In the 6th-9th centuries this area has been inhabited by the Baltic tribe of Yotvingians. The first mention of the settlement comes from 1253 when it was recorded as "Weyze", which was most likely taken from the name of a nearby lake, which in turn was derived from the Lithuanian word vėžys, or crawfish. In the 14th century there was an inn next to the road from Vilkaviškis to Sejny. According to legend, in 1409 Grand Duke of Lithuania and King of Poland Władysław Jagiełło hunted aurochs here and hence called the place Stumbrinė.

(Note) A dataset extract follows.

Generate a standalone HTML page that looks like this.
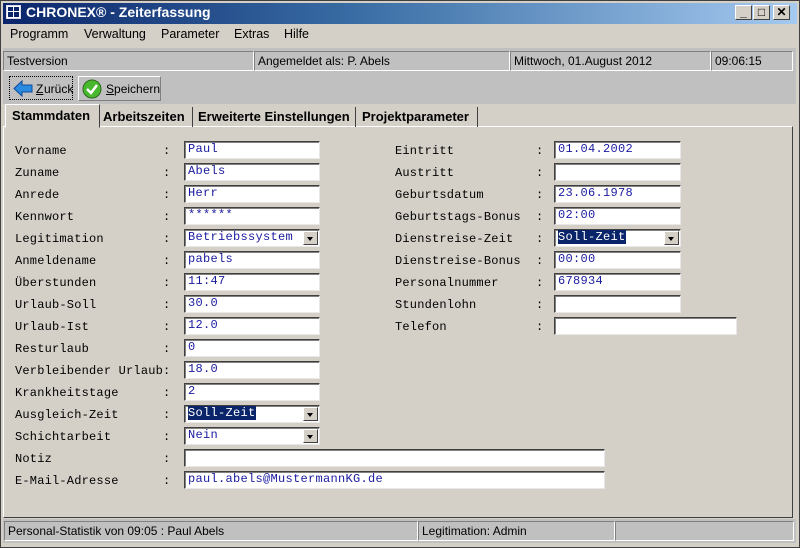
<!DOCTYPE html>
<html><head><meta charset="utf-8"><style>
*{box-sizing:border-box;margin:0;padding:0}
body{width:800px;height:548px;overflow:hidden;background:#d4d0c8;font-family:"Liberation Sans",sans-serif;position:relative}
.a{position:absolute}
.title{left:0;top:0;width:800px;height:24px;background:linear-gradient(90deg,#0a246a 0%,#3a6ea5 45%,#a6caf0 100%);}
.tt{left:26px;top:4px;color:#fff;font-weight:bold;font-size:14px}
.wb{top:5px;width:17px;height:15px;background:#d4d0c8;border:1px solid;border-color:#fff #404040 #404040 #fff;font-size:12px;font-weight:bold;text-align:center;line-height:13px;color:#000}
.menu{top:27px;font-size:12.5px;color:#000}
.frame{left:0;top:0;width:800px;height:548px;border:3px solid #d4d0c8;outline:1px solid #404040;outline-offset:-1px}
.pan{height:20px;border:1px solid;border-color:#808080 #fff #fff #808080;background:#c0c0c0;font-size:12px;padding:2px 3px;color:#000;white-space:nowrap}
.lab{font-family:"Liberation Mono",monospace;font-size:12px;color:#000;letter-spacing:0.2px}
.inp{height:18px;background:#fff;border:1px solid;border-color:#404040 #e8e8e8 #e8e8e8 #404040;box-shadow:inset 1px 1px 0 #808080;font-family:"Liberation Mono",monospace;font-size:12px;color:#1a1aa0;padding:0 0 0 3px;letter-spacing:0.3px;white-space:nowrap}
.dd{position:absolute;right:1px;top:1px;width:15px;height:14px;background:#d4d0c8;border:1px solid;border-color:#fff #404040 #404040 #fff}
.dd:after{content:"";position:absolute;left:3px;top:5px;border:3px solid transparent;border-top:4px solid #000;border-bottom:0}
.sel{background:#0a246a;color:#fff}
.tab{top:107px;height:20px;font-size:13px;font-weight:bold;color:#000;padding-top:2px;border-right:1px solid #404040}
</style></head><body>
<div class="a title"></div>
<div class="a" style="left:6px;top:5px;width:15px;height:14px;background:#fff;border:1px solid #dde"><div class="a" style="left:1px;top:1px;width:5px;height:4px;background:#0a246a"></div><div class="a" style="left:7px;top:1px;width:5px;height:4px;background:#0a246a"></div><div class="a" style="left:1px;top:6px;width:5px;height:5px;background:#0a246a"></div><div class="a" style="left:7px;top:6px;width:5px;height:5px;background:#0a246a"></div></div>
<div class="a tt">CHRONEX® - Zeiterfassung</div>
<div class="a wb" style="left:735px">_</div>
<div class="a wb" style="left:753px">□</div>
<div class="a wb" style="left:773px">✕</div>
<div class="a menu" style="left:10px">Programm</div>
<div class="a menu" style="left:84px">Verwaltung</div>
<div class="a menu" style="left:161px">Parameter</div>
<div class="a menu" style="left:234px">Extras</div>
<div class="a menu" style="left:284px">Hilfe</div>
<div class="a" style="left:3px;top:48px;width:793px;height:56px;background:#c0c0c0"></div>
<div class="a pan" style="left:3px;top:51px;width:251px">Testversion</div>
<div class="a pan" style="left:254px;top:51px;width:256px">Angemeldet als: P. Abels</div>
<div class="a pan" style="left:510px;top:51px;width:201px">Mittwoch, 01.August 2012</div>
<div class="a pan" style="left:711px;top:51px;width:82px">09:06:15</div>
<div class="a" style="left:9px;top:76px;width:64px;height:24px;border:1px dotted #000;font-size:12px"><svg class="a" style="left:3px;top:3px" width="20" height="17"><path d="M1 8.5 L9 1 V5 H19 V12 H9 V16 Z" fill="#2a8ae0" stroke="#0a4a9a"/></svg><span class="a" style="left:26px;top:5px;text-decoration:underline">Z</span><span class="a" style="left:34px;top:5px">urück</span></div>
<div class="a" style="left:78px;top:76px;width:83px;height:25px;border:1px solid;border-color:#fff #808080 #808080 #fff;font-size:12px"><svg class="a" style="left:3px;top:2px" width="20" height="20"><circle cx="10" cy="10" r="9" fill="#4ab82e" stroke="#2a6a1a"/><path d="M5 10 L9 14 L15 6" stroke="#fff" stroke-width="2.5" fill="none"/></svg><span class="a" style="left:27px;top:5px"><u>S</u>peichern</span></div>
<div class="a" style="left:3px;top:126px;width:790px;height:392px;border:1px solid;border-color:#fff #404040 #404040 #fff;background:#d4d0c8"></div>
<div class="a" style="left:5px;top:104px;width:95px;height:24px;background:#d4d0c8;border:1px solid;border-color:#fff #404040 transparent #fff"></div>
<div class="a tab" style="left:12px;top:106px;border:none">Stammdaten</div>
<div class="a tab" style="left:100px;width:93px;padding-left:3px">Arbeitszeiten</div>
<div class="a tab" style="left:193px;width:163px;padding-left:5px">Erweiterte Einstellungen</div>
<div class="a tab" style="left:356px;width:122px;padding-left:6px">Projektparameter</div>

<div class="a lab" style="left:15px;top:144px">Vorname</div><div class="a lab" style="left:163px;top:144px">:</div><div class="a inp" style="left:184px;top:141px;width:136px">Paul</div>
<div class="a lab" style="left:15px;top:166px">Zuname</div><div class="a lab" style="left:163px;top:166px">:</div><div class="a inp" style="left:184px;top:163px;width:136px">Abels</div>
<div class="a lab" style="left:15px;top:188px">Anrede</div><div class="a lab" style="left:163px;top:188px">:</div><div class="a inp" style="left:184px;top:185px;width:136px">Herr</div>
<div class="a lab" style="left:15px;top:210px">Kennwort</div><div class="a lab" style="left:163px;top:210px">:</div><div class="a inp" style="left:184px;top:207px;width:136px">******</div>
<div class="a lab" style="left:15px;top:232px">Legitimation</div><div class="a lab" style="left:163px;top:232px">:</div><div class="a inp" style="left:184px;top:229px;width:136px">Betriebssystem<div class="dd"></div></div>
<div class="a lab" style="left:15px;top:254px">Anmeldename</div><div class="a lab" style="left:163px;top:254px">:</div><div class="a inp" style="left:184px;top:251px;width:136px">pabels</div>
<div class="a lab" style="left:15px;top:276px">Überstunden</div><div class="a lab" style="left:163px;top:276px">:</div><div class="a inp" style="left:184px;top:273px;width:136px">11:47</div>
<div class="a lab" style="left:15px;top:298px">Urlaub-Soll</div><div class="a lab" style="left:163px;top:298px">:</div><div class="a inp" style="left:184px;top:295px;width:136px">30.0</div>
<div class="a lab" style="left:15px;top:320px">Urlaub-Ist</div><div class="a lab" style="left:163px;top:320px">:</div><div class="a inp" style="left:184px;top:317px;width:136px">12.0</div>
<div class="a lab" style="left:15px;top:342px">Resturlaub</div><div class="a lab" style="left:163px;top:342px">:</div><div class="a inp" style="left:184px;top:339px;width:136px">0</div>
<div class="a lab" style="left:15px;top:364px">Verbleibender Urlaub</div><div class="a lab" style="left:163px;top:364px">:</div><div class="a inp" style="left:184px;top:361px;width:136px">18.0</div>
<div class="a lab" style="left:15px;top:386px">Krankheitstage</div><div class="a lab" style="left:163px;top:386px">:</div><div class="a inp" style="left:184px;top:383px;width:136px">2</div>
<div class="a lab" style="left:15px;top:408px">Ausgleich-Zeit</div><div class="a lab" style="left:163px;top:408px">:</div><div class="a inp" style="left:184px;top:405px;width:136px"><span class="sel">Soll-Zeit</span><div class="dd"></div></div>
<div class="a lab" style="left:15px;top:430px">Schichtarbeit</div><div class="a lab" style="left:163px;top:430px">:</div><div class="a inp" style="left:184px;top:427px;width:136px">Nein<div class="dd"></div></div>
<div class="a lab" style="left:15px;top:452px">Notiz</div><div class="a lab" style="left:163px;top:452px">:</div><div class="a inp" style="left:184px;top:449px;width:421px"></div>
<div class="a lab" style="left:15px;top:474px">E-Mail-Adresse</div><div class="a lab" style="left:163px;top:474px">:</div><div class="a inp" style="left:184px;top:471px;width:421px">paul.abels@MustermannKG.de</div>

<div class="a lab" style="left:395px;top:144px">Eintritt</div><div class="a lab" style="left:536px;top:144px">:</div><div class="a inp" style="left:554px;top:141px;width:127px">01.04.2002</div>
<div class="a lab" style="left:395px;top:166px">Austritt</div><div class="a lab" style="left:536px;top:166px">:</div><div class="a inp" style="left:554px;top:163px;width:127px"></div>
<div class="a lab" style="left:395px;top:188px">Geburtsdatum</div><div class="a lab" style="left:536px;top:188px">:</div><div class="a inp" style="left:554px;top:185px;width:127px">23.06.1978</div>
<div class="a lab" style="left:395px;top:210px">Geburtstags-Bonus</div><div class="a lab" style="left:536px;top:210px">:</div><div class="a inp" style="left:554px;top:207px;width:127px">02:00</div>
<div class="a lab" style="left:395px;top:232px">Dienstreise-Zeit</div><div class="a lab" style="left:536px;top:232px">:</div><div class="a inp" style="left:554px;top:229px;width:127px"><span class="sel">Soll-Zeit</span><div class="dd"></div></div>
<div class="a lab" style="left:395px;top:254px">Dienstreise-Bonus</div><div class="a lab" style="left:536px;top:254px">:</div><div class="a inp" style="left:554px;top:251px;width:127px">00:00</div>
<div class="a lab" style="left:395px;top:276px">Personalnummer</div><div class="a lab" style="left:536px;top:276px">:</div><div class="a inp" style="left:554px;top:273px;width:127px">678934</div>
<div class="a lab" style="left:395px;top:298px">Stundenlohn</div><div class="a lab" style="left:536px;top:298px">:</div><div class="a inp" style="left:554px;top:295px;width:127px"></div>
<div class="a lab" style="left:395px;top:320px">Telefon</div><div class="a lab" style="left:536px;top:320px">:</div><div class="a inp" style="left:554px;top:317px;width:183px"></div>

<div class="a" style="left:3px;top:519px;width:793px;height:24px;background:#c0c0c0"></div>
<div class="a pan" style="left:4px;top:521px;width:414px">Personal-Statistik von 09:05 : Paul Abels</div>
<div class="a pan" style="left:418px;top:521px;width:197px">Legitimation: Admin</div>
<div class="a pan" style="left:615px;top:521px;width:179px"></div>
<div class="a frame"></div>
</body></html>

In 1570 the place was granted town status, in 1606 it had 4 streets: Stara, Wierzbołowska, Siemiańska i Sejweńska. Around 1800 the town was granted the coat of arms and right to build the town hall.

During the German occupation (World War II), the Germans arrested the local Polish parish priest Stanisław Maciątek in early November 1939 and imprisoned him in nearby Suwałki until November 11, 1939. He was arrested again in April 1940 in Mikaszówka and deported to the Soldau and Sachsenhausen concentration camps, where he died of exhaustion in June 1940 (see Nazi crimes against the Polish nation). The Germans also seized the local rectory and converted it into a customs office.

After German occupation ended, the village was restored to Poland, although with a Soviet-installed communist regime, which stayed in power until the Fall of Communism in the 1980s. The Polish anti-communist resistance was active in Wiżajny, and in 1945 it raided a local communist police station.

In 1947–1961, the local parish priest was Kazimierz Równy, former prisoner of the Soldau, Sachsenhausen and Dachau concentration camps.